Graph of Poverty in the US and Technological Innovation

I start to get frustrated with Toyama’s argument when he starts to talk solutions — for him, the focus should be on (individual) human intent and capacity, on virtue. If what he means is that we in the US need to realign our political and economic practice with our national values of liberty, justice, equality, and democracy, I agree. I think Mark Robert Rank, in his book One Nation, Underprivileged, makes a compelling argument that this kind of realignment is necessary if we are ever to take the epidemic levels of poverty in our country seriously.
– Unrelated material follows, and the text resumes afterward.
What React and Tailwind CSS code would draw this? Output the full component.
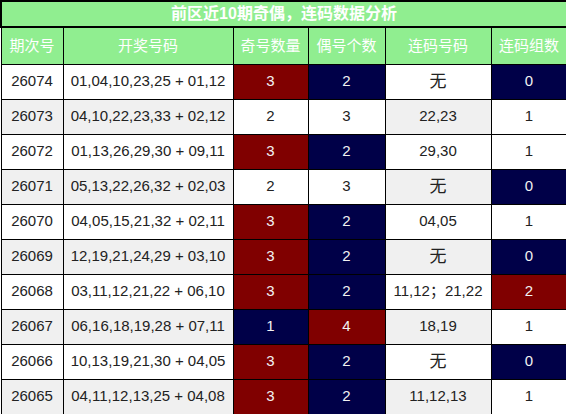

Explaining that technology is just one thing we put undue faith in, Toyama coins the acronym TIPS — technology, institutions, policies and systems — to describe what he considers the most visible parts of cultural change. The real iceberg, he claims, is the invisible but more significant bulk of “individual and societal intent and capacity.” I got Marxist base/superstructure flashbacks when I read this, but in reverse.

As I’ve traveled throughout the northeast on my Spring book tour, audience members have asked again and again for specific solutions to the wide variety of social, economic and political problems Digital Dead End describes. So I respect Toyama’s attempt to look beyond the tools to the problems that underlie high-tech inequity. But solutions to the pressing social justice issues of the information age must be systematic and structural, not just individual and organizational.

I’m not sure “virtue” is a good platform for systemic social change. So in the next few weeks, I’ll tell you what I see as the “real iceberg” under the social, political and economic challenges faced by the United States. And I’ll provide some solutions and suggestions for how we go about creating an information age that works for everyone.